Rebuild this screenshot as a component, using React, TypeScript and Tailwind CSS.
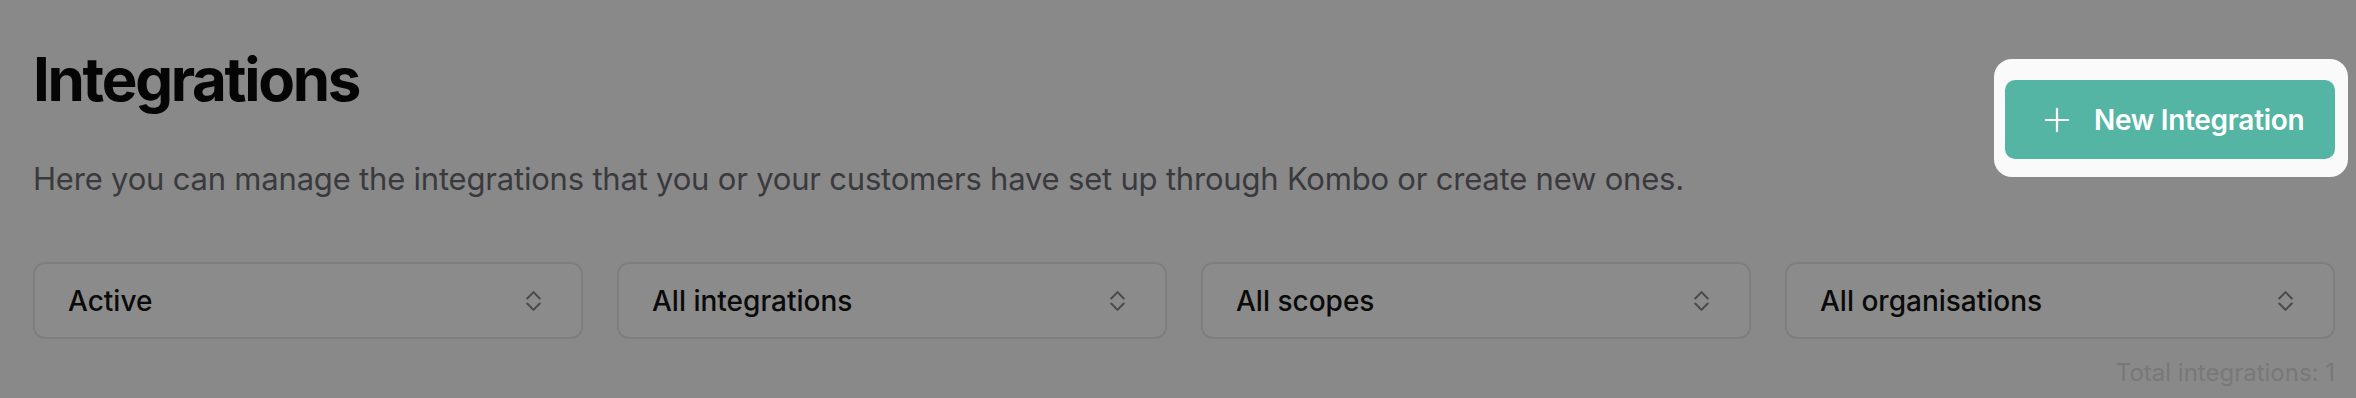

---

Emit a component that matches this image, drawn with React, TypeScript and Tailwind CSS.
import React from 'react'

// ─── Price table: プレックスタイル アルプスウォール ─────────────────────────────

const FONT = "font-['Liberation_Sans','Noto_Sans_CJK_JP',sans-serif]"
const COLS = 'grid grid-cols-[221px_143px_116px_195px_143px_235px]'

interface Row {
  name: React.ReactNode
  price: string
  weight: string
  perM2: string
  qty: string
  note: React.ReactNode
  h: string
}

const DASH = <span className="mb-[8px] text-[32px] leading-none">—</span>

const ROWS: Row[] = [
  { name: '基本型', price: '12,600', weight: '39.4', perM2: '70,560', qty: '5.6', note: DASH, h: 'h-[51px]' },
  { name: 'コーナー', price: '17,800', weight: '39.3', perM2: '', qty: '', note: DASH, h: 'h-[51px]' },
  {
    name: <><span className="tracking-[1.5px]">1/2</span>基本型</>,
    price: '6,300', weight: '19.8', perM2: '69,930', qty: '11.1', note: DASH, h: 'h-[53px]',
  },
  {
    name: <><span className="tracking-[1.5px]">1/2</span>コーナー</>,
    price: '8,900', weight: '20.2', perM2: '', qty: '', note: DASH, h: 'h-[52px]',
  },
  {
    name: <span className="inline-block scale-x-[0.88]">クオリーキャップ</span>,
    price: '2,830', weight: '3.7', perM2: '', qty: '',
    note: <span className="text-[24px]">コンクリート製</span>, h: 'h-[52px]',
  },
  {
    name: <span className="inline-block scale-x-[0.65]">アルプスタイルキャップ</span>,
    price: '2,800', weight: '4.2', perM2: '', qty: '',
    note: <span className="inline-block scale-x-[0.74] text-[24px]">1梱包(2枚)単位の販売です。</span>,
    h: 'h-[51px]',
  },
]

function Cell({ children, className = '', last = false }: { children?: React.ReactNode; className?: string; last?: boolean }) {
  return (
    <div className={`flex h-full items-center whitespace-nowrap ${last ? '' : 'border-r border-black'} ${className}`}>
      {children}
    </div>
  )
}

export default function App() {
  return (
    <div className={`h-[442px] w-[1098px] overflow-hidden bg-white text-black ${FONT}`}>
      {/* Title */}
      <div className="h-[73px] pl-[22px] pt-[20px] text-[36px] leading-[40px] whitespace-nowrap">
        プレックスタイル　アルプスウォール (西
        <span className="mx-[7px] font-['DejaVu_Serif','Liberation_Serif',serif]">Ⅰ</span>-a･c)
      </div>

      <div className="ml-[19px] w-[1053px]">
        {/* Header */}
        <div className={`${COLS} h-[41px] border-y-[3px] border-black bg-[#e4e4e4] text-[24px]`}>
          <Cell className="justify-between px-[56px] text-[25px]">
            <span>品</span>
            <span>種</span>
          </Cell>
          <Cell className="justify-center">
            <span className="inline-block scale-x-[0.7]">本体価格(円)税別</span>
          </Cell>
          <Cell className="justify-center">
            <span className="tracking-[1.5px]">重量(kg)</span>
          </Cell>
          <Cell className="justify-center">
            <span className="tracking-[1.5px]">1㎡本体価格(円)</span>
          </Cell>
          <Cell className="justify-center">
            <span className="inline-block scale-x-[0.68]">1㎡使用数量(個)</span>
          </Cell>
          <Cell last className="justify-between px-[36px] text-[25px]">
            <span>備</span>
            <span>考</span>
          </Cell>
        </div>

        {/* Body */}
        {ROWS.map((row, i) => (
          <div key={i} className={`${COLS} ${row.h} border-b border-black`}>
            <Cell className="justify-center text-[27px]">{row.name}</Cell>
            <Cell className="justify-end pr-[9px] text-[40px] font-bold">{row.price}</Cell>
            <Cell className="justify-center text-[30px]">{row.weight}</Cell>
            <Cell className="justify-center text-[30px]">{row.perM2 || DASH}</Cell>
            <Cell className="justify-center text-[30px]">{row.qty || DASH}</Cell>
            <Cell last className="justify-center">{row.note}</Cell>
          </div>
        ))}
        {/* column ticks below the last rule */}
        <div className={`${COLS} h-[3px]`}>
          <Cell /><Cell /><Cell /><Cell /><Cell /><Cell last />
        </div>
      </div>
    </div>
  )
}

◆ REQUIREMENT: Only the lines from the one with "Emit a component" up to the one with "const DASH = <span" should be repeated, both included, exactly as they appear.

◆ TASK SOLUTION:
Emit a component that matches this image, drawn with React, TypeScript and Tailwind CSS.
import React from 'react'

// ─── Price table: プレックスタイル アルプスウォール ─────────────────────────────

const FONT = "font-['Liberation_Sans','Noto_Sans_CJK_JP',sans-serif]"
const COLS = 'grid grid-cols-[221px_143px_116px_195px_143px_235px]'

interface Row {
  name: React.ReactNode
  price: string
  weight: string
  perM2: string
  qty: string
  note: React.ReactNode
  h: string
}

const DASH = <span className="mb-[8px] text-[32px] leading-none">—</span>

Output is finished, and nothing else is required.